The August 22 cocktail party celebrating the Stella Adler Studio of Acting was held at the Bridgehampton home of Barbara and John (Bunky) Hearst overlooking the Hampton hills, a setting that reminded one guest of Kentucky. At the event, hosted by Adler Studio alum Roy Scheider, its chairman, and his wife, Brenda Seimer, the winners of the 2003 Adler Studio Awards were announced. Among the “Stella-r” guests were Eli Wallach and Anne Jackson, Dina Merrill and Ted Hartley, Bob Balaban and Lynn Grossman, Phyllis Newman, Frank Langella and Pia Lindstrom.
Ellen Adler, who has devoted her life to carrying forward the spirit of her mother, Stella Adler, and her Yiddish theater forebears — the Adler dynasty — announced the awards: “To Steven Spielberg, the Jacob Adler Award for courageous contributions to American culture; to John Travolta, the Stella Adler Award for consummate interpretation of the Stanislavsky/Adler technique; to Ruby Dee and Ossie Davis, the Group Theater Award for prolific achievement in theater, film and television.” The awards will be presented in November at the “Stella by Starlight Gala” at the Rainbow Room.

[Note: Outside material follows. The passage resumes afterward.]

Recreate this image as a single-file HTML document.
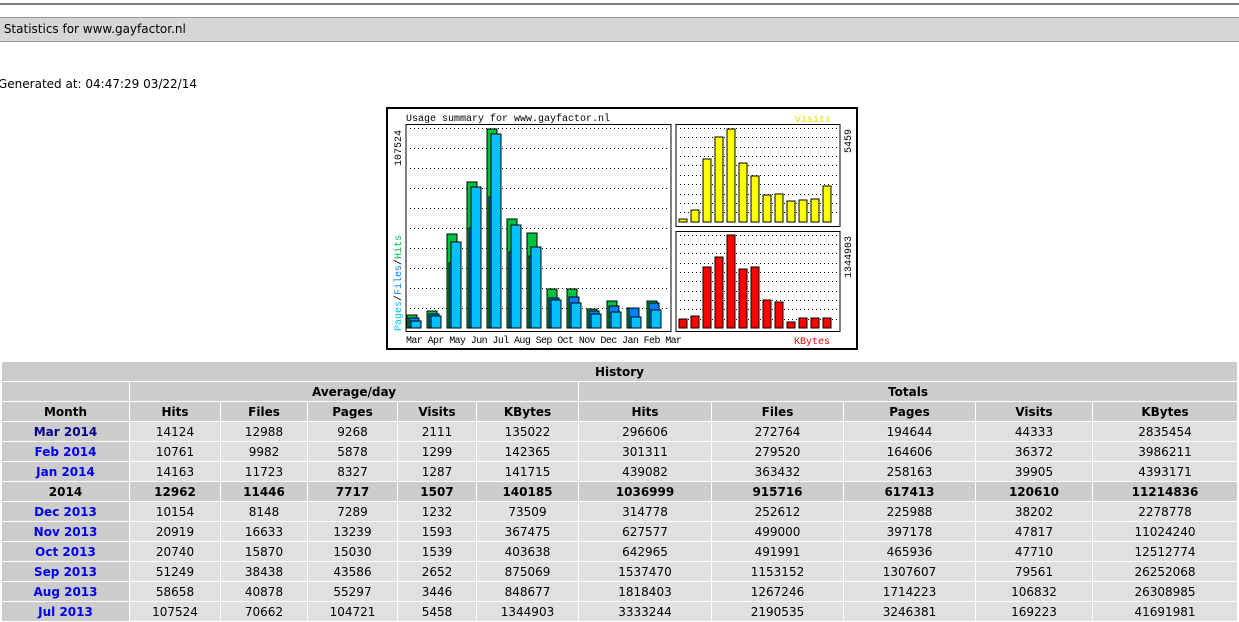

Ellen Adler recalled how her grandfather Jacob Adler “came to America in the last years of the 19th century… already a great star of the Yiddish theater abroad.” She described his “passion for the Yiddish theater… [and] his audience living in tenements, working in sweat shops… Adler played for them…. But he had another mission. He fought to bring to these Jews the great plays of the West. In that way he contributed to the Haskalah, the movement to bring Jews into Western culture.”
Adler recalled, “Luther and Celia, two of Jacob’s children [Stella’s siblings], joined the Group Theatre founded by Harold Clurman and Lee Strasberg. Harold, Stella’s husband and my beloved stepfather’s fondest wish was to create a theater which could bring relevant plays to its audience… And what an influence the group had! My God! It changed acting.”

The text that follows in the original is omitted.